In 1992 we launched a series of children’s classics, bringing back into print illustrators such as Aubrey Beardsley, Ivan Bilibin, Walter Crane, Kate Greenaway, Mervyn Peake, Heath Robinson and his brother Charles. This was followed by the hugely popular Everyman’s Library Pocket Poets series which now has more than eighty titles in print. In 1993 we also launched the ambitious Everyman Guides, highly illustrated and hugely informative art and architectural guides, which in turn have been followed by the CityMap Guides which combine a pocket guidebook with maps that unfold. In 2000, on the twenty-fifth anniversary of the death of P G Wodehouse, we launched the first collected edition of the English language’s greatest comic writer. Everyman’s Library is now an imprint of Alfred A. Knopf with more than six hundred titles in print.

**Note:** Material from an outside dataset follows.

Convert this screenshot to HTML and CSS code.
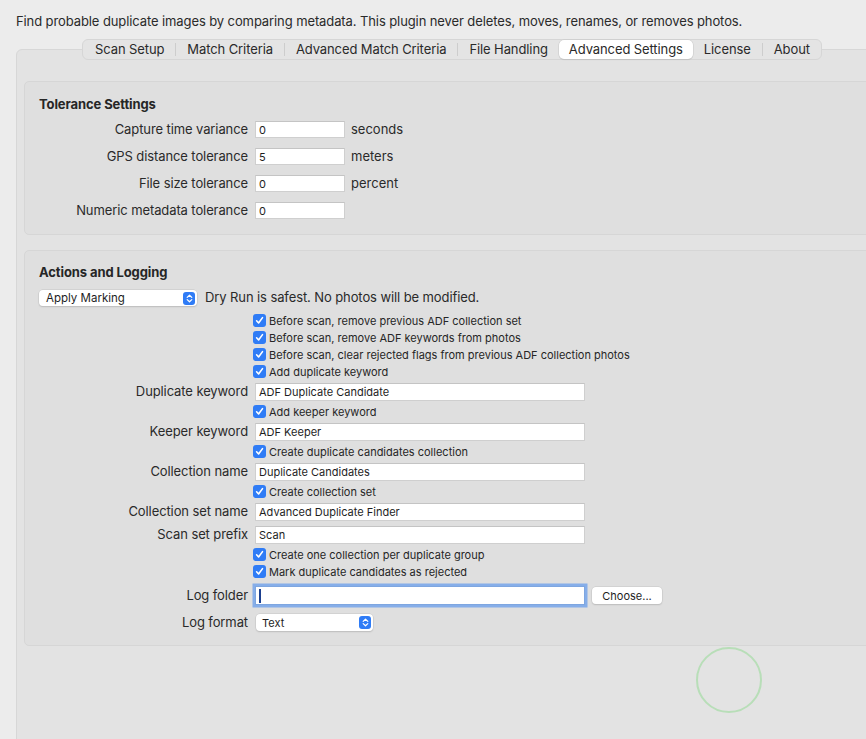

Between 1998 and 2006 we donated a complete set of the main Everyman series, 300 books, to every state secondary school in the UK, 4300 schools in all, as well as to 1700 schools and libraries in seventy seven countries of the developing world, with the generous support of the Millennium Commission and other charitable trusts – a total of more than 1,715,000 books with a bookshop value of more than £19,000,000. Surprisingly this was the only millennium project in the UK to celebrate the English language and its literature, or to concern schools and books.

I should like to thank all the scholars, writers, booksellers and of course the readers and the book-lovers who have bought our editions, who have made the revival of Everyman’s Library such a reality.